Studio album by MHz Legacy
- Released: October 30, 2012
- Genre: Hip hop
- Length: 65:45
- Label: Man Bites Dog Records
- Producer: Rob Stern; RJD2; Harry Fraud; Illmind; Stu Bangas; Surock; Marco Polo; J. Rawls; Jason Rose; D1;

MHz Legacy chronology
| Table Scraps (2001) | MHz Legacy (2012) |  |

= MHz Legacy (album) =

MHz Legacy is the first studio album by American hip hop group MHz Legacy. It was released on Man Bites Dog Records on October 30, 2012. It features guest appearances from Danny Brown, Ill Bill, Slaine, and Slug.
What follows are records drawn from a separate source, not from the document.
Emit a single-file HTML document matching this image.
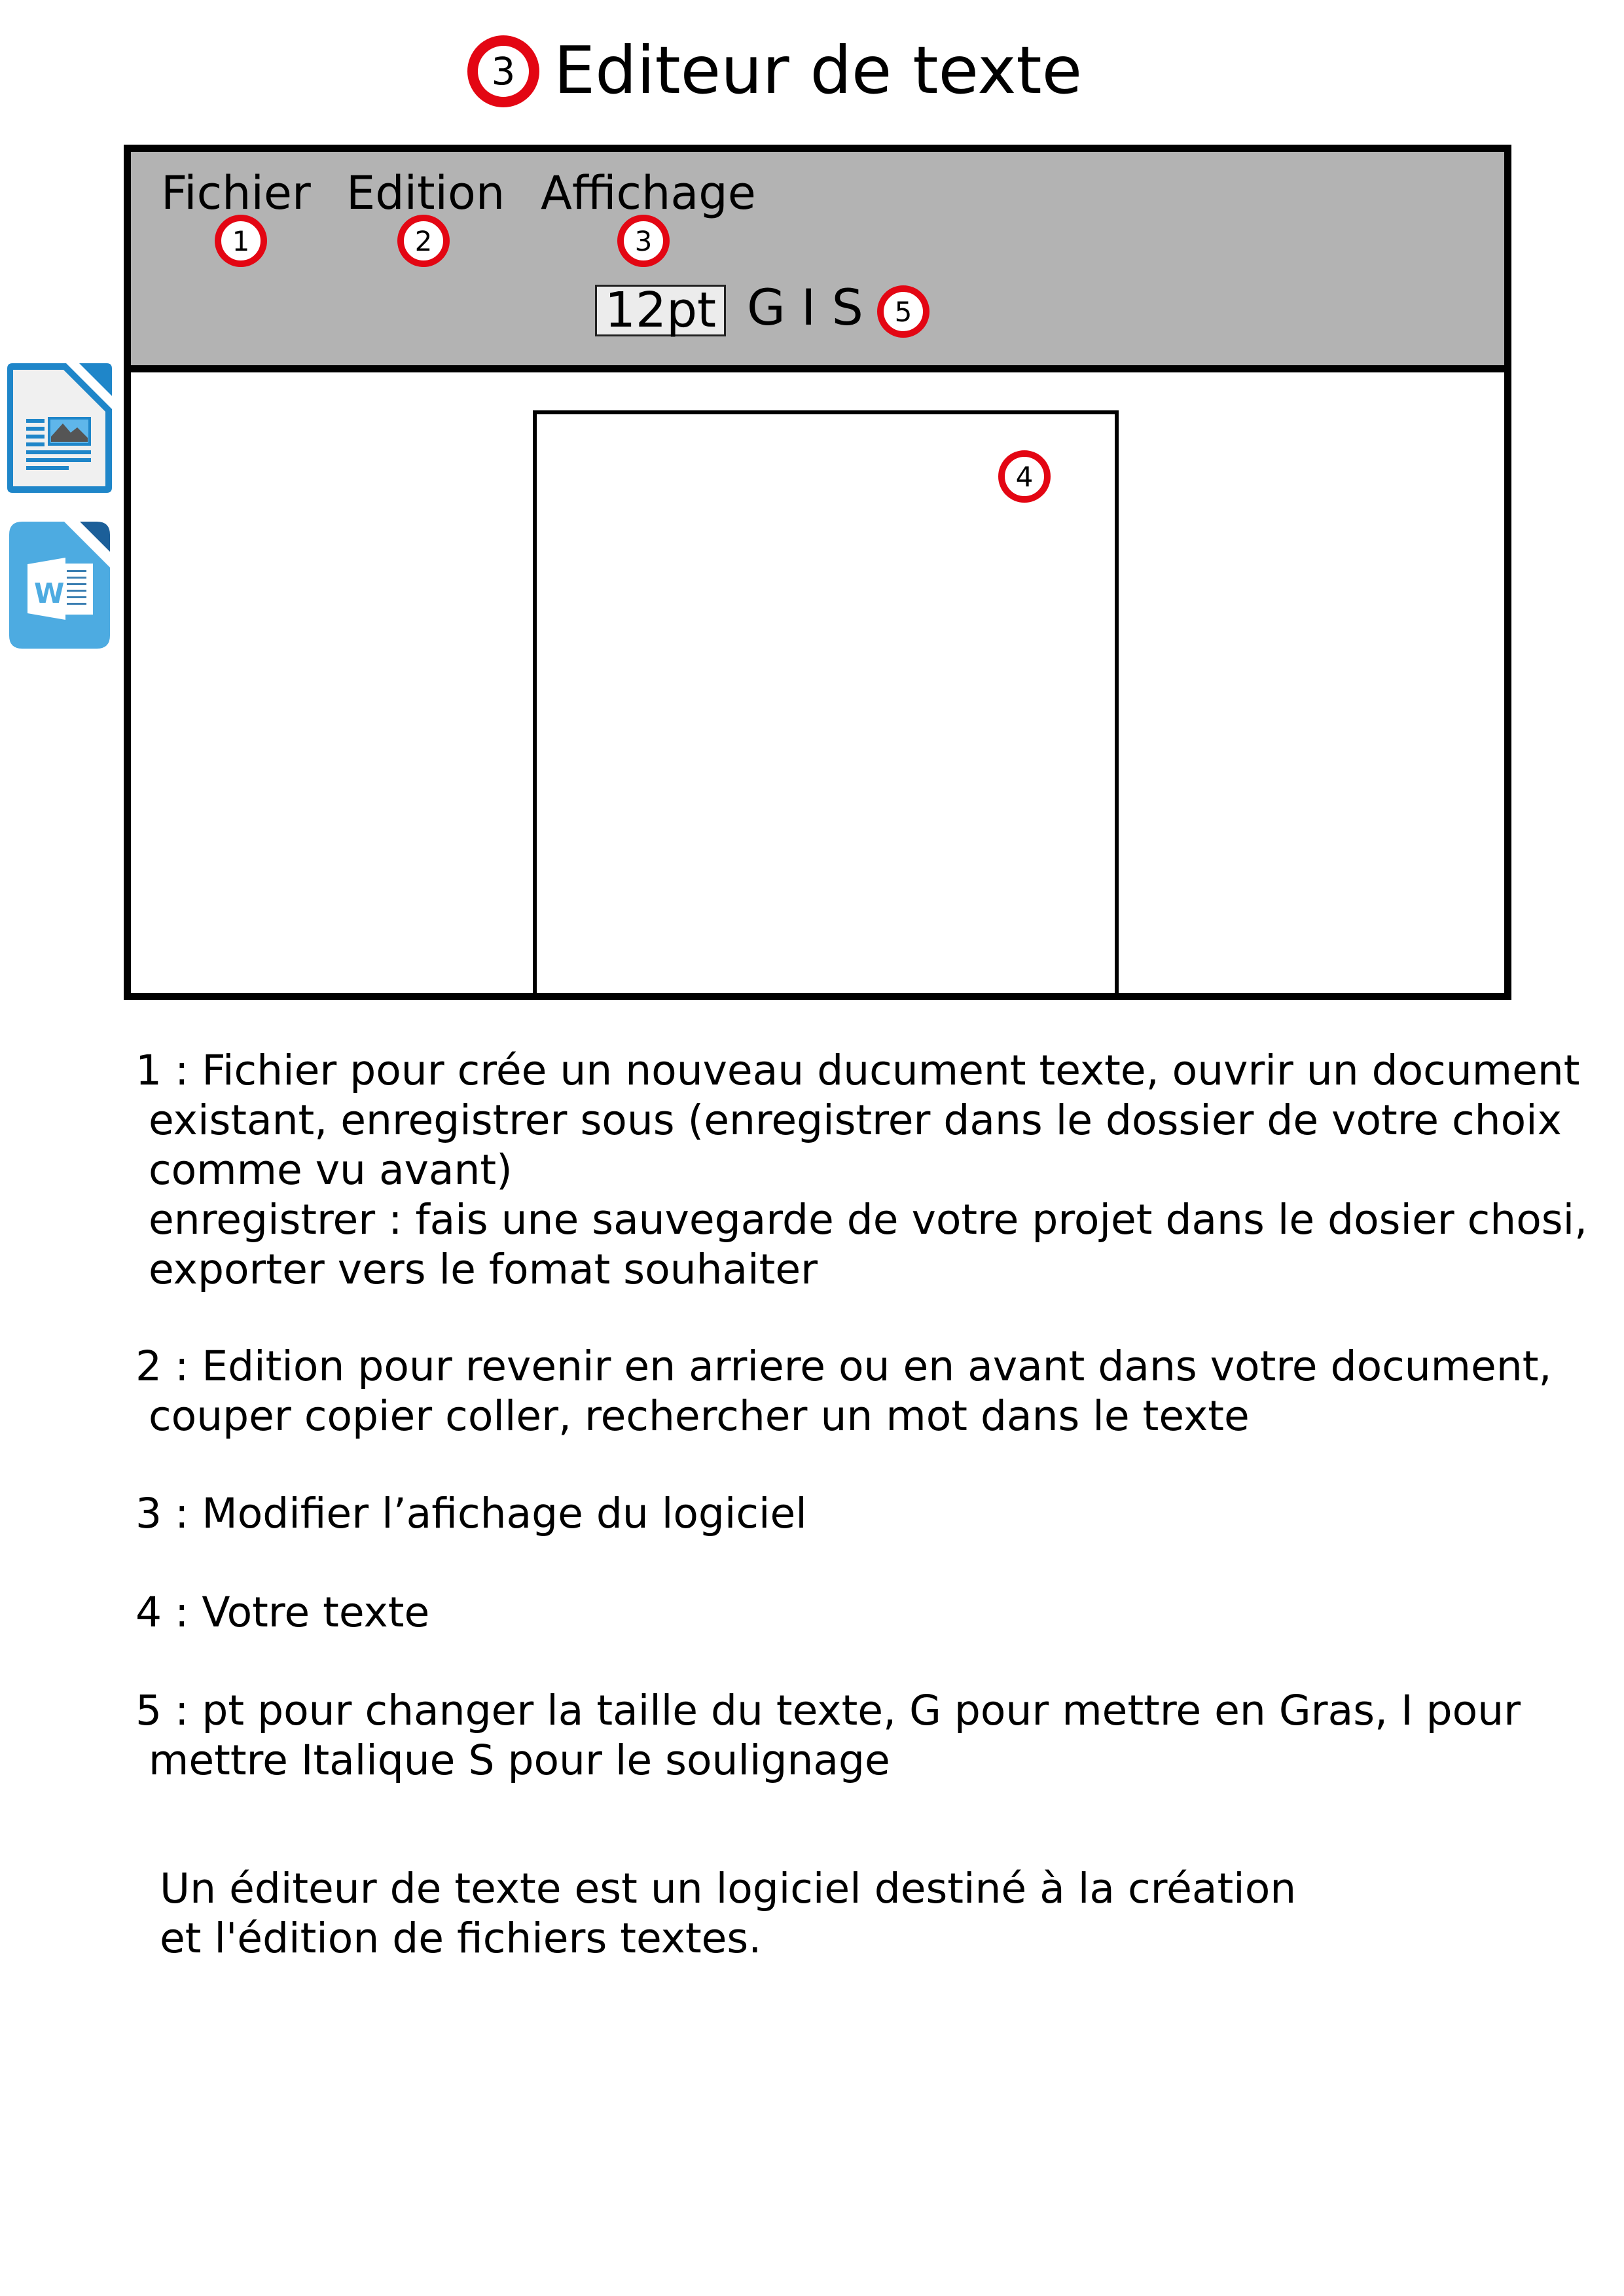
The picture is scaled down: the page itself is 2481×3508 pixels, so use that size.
<!DOCTYPE html>
<html><head><meta charset="utf-8"><style>
html,body{margin:0;padding:0;background:#fff}
body{width:2481px;height:3508px;position:relative;overflow:hidden;font-family:"DejaVu Sans","Liberation Sans",sans-serif;color:#000}
.a{position:absolute;white-space:pre}
.c{position:absolute;box-sizing:border-box;border-radius:50%;background:#fff;border:solid #e30613;display:flex;align-items:center;justify-content:center;font-family:"DejaVu Sans",sans-serif;color:#000}
.s{width:80px;height:80px;border-width:10px;font-size:42px}
.t{font-size:63px;line-height:76px}
</style></head><body>

<div class="c" style="left:714px;top:54px;width:110px;height:110px;border-width:16px;font-size:58px">3</div>
<div class="a" style="left:846px;top:48px;font-size:100px;line-height:120px">Editeur de texte</div>

<div class="a" style="left:189px;top:221px;width:2120px;height:1307px;box-sizing:border-box;border:11px solid #000;background:#fff"></div>
<div class="a" style="left:200px;top:232px;width:2098px;height:326px;background:#b3b3b3;border-bottom:11px solid #000"></div>
<div class="a" style="left:814px;top:627px;width:895px;height:895px;box-sizing:border-box;border:6px solid #000;border-bottom:none"></div>

<div class="a" style="left:246px;top:245px;font-size:70px;line-height:100px">Fichier</div>
<div class="a" style="left:529px;top:245px;font-size:70px;line-height:100px">Edition</div>
<div class="a" style="left:826px;top:245px;font-size:70px;line-height:100px">Affichage</div>

<div class="c s" style="left:328px;top:328px">1</div>
<div class="c s" style="left:607px;top:328px">2</div>
<div class="c s" style="left:943px;top:328px">3</div>
<div class="c s" style="left:1340px;top:436px">5</div>
<div class="c s" style="left:1525px;top:688px">4</div>

<div class="a" style="left:909px;top:435px;width:200px;height:79px;box-sizing:border-box;border:3px solid #222;background:#ececec;font-size:74px;line-height:73px;text-align:center">12pt</div>
<div class="a" style="left:1141px;top:420px;font-size:76px;line-height:100px">G I S</div>

<svg class="a" style="left:11px;top:555px" width="160" height="198" viewBox="0 0 160 198">
<path d="M8 0 H90 L160 70 V190 Q160 198 152 198 H8 Q0 198 0 190 V8 Q0 0 8 0Z" fill="#1f86c9"/>
<path d="M9 10 H86 L150 74 V188 H9Z" fill="#f0f0f0"/>
<path d="M110 0 H152 Q160 0 160 8 V50Z" fill="#1f86c9"/>
<rect x="29" y="85" width="28" height="6" fill="#1f86c9"/><rect x="29" y="97" width="28" height="6" fill="#1f86c9"/><rect x="29" y="109" width="28" height="6" fill="#1f86c9"/><rect x="29" y="121" width="28" height="6" fill="#1f86c9"/>
<rect x="62" y="82" width="66" height="44" fill="#1f86c9"/><rect x="66" y="86" width="58" height="36" fill="#5fb6ea"/>
<path d="M67 112 L85 92 L97 106 L107 98 L123 114 V120 H67Z" fill="#555"/>
<rect x="29" y="133" width="99" height="6" fill="#1f86c9"/><rect x="29" y="145" width="99" height="6" fill="#1f86c9"/><rect x="29" y="157" width="65" height="6" fill="#1f86c9"/>
</svg>

<svg class="a" style="left:14px;top:797px" width="154" height="194" viewBox="0 0 154 194">
<path d="M20 0 H84 L154 70 V174 Q154 194 134 194 H20 Q0 194 0 174 V20 Q0 0 20 0Z" fill="#4dabe1"/>
<path d="M108 0 H134 Q154 0 154 20 V46Z" fill="#1c5f99"/>
<path d="M28 65 L86 55 V150 L28 140Z" fill="#fff"/>
<rect x="86" y="64" width="42" height="78" fill="#fff"/>
<g fill="#3b7fb2"><rect x="88" y="74" width="30" height="3"/><rect x="88" y="84" width="30" height="3"/><rect x="88" y="94" width="30" height="3"/><rect x="88" y="104" width="30" height="3"/><rect x="88" y="114" width="30" height="3"/><rect x="88" y="124" width="30" height="3"/></g>
<text x="38" y="124" font-family="DejaVu Sans,sans-serif" font-size="42" fill="#4dabe1" font-weight="bold">W</text>
</svg>

<div class="a t" style="left:207px;top:1598px">1 : Fichier pour crée un nouveau ducument texte, ouvrir un document
 existant, enregistrer sous (enregistrer dans le dossier de votre choix
 comme vu avant)
 enregistrer : fais une sauvegarde de votre projet dans le dosier chosi,
 exporter vers le fomat souhaiter</div>
<div class="a t" style="left:207px;top:2050px">2 : Edition pour revenir en arriere ou en avant dans votre document,
 couper copier coller, rechercher un mot dans le texte</div>
<div class="a t" style="left:207px;top:2275px">3 : Modifier l’afichage du logiciel</div>
<div class="a t" style="left:207px;top:2426px">4 : Votre texte</div>
<div class="a t" style="left:207px;top:2576px">5 : pt pour changer la taille du texte, G pour mettre en Gras, I pour
 mettre Italique S pour le soulignage</div>
<div class="a t" style="left:244px;top:2848px">Un éditeur de texte est un logiciel destiné à la création
et l'édition de fichiers textes.</div>
</body></html>
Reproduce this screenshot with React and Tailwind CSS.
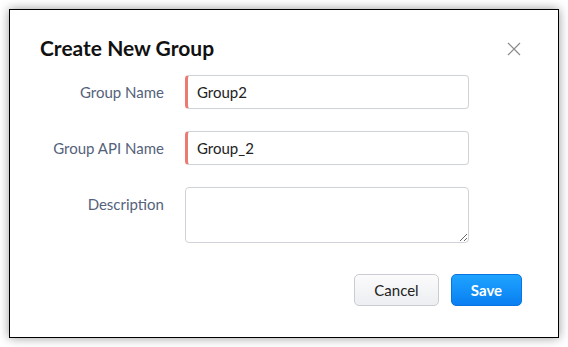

Production is handled by the likes of Harry Fraud, Marco Polo, and J. Rawls.

Music videos were created for "Gone", "Somewhere", "Obituaries", "Outta Room", and "Satisfaction".

==Critical reception==

At Metacritic, which assigns a weighted average score out of 100 to reviews from mainstream critics, the album received an average score of 81, based on 4 reviews, indicating "universal acclaim".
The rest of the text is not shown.